Broken symlinks accumulate over time as files are moved or deleted. Find them with:
# Find all broken symlinks under /path
find -L /path -type l -ls
# Find and delete broken symlinks
find -L /path -type l -delete
The -L flag tells find to follow symlinks, so -type l matches only broken ones.
Use readlink to resolve symlink paths:
# Show where a symlink points
readlink /etc/nginx/sites-enabled/default
# Follow the entire chain to the final target
readlink -f /etc/nginx/sites-enabled/default
This is invaluable for debugging complex link chains.
Permission considerations: Operations on symlinks generally affect the target, not the link itself. However, ownership of the symlink can matter for security:
# Symlink ownership doesn't affect access (target permissions apply)
# But symlink ownership matters in sticky bit directories like /tmp
Portability concerns: Not all systems handle symlinks identically. Windows requires special privileges for symlink creation, and some backup tools don’t preserve them correctly. Test your workflows across target platforms.
Making the Right Choice
Choose hard links when you need multiple references to the same file on a single filesystem, particularly for backup systems, deduplication, or when you want the file to persist regardless of which name is deleted. They’re transparent—users cannot tell which is the “original.”

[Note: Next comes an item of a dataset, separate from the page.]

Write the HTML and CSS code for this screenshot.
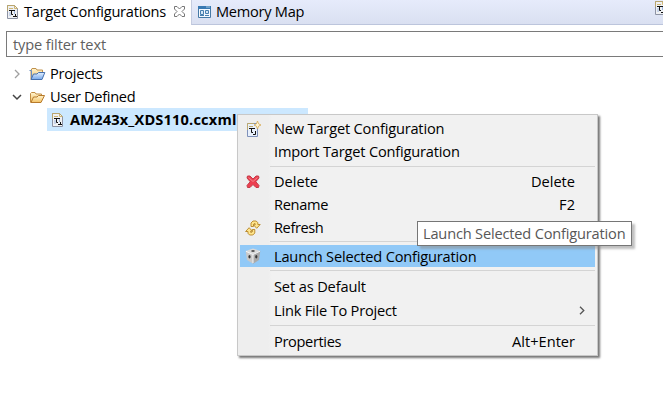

Choose symbolic links when you need flexibility: cross-filesystem references, directory links, version management, or clear indication of which file is the reference versus the target. They’re explicit and versatile but require the target to remain accessible.
For most configuration and organizational tasks, symlinks are the pragmatic choice. For space-efficient backups and deduplication on the same filesystem, hard links are superior. Understanding both gives you the full toolkit for effective Linux file management.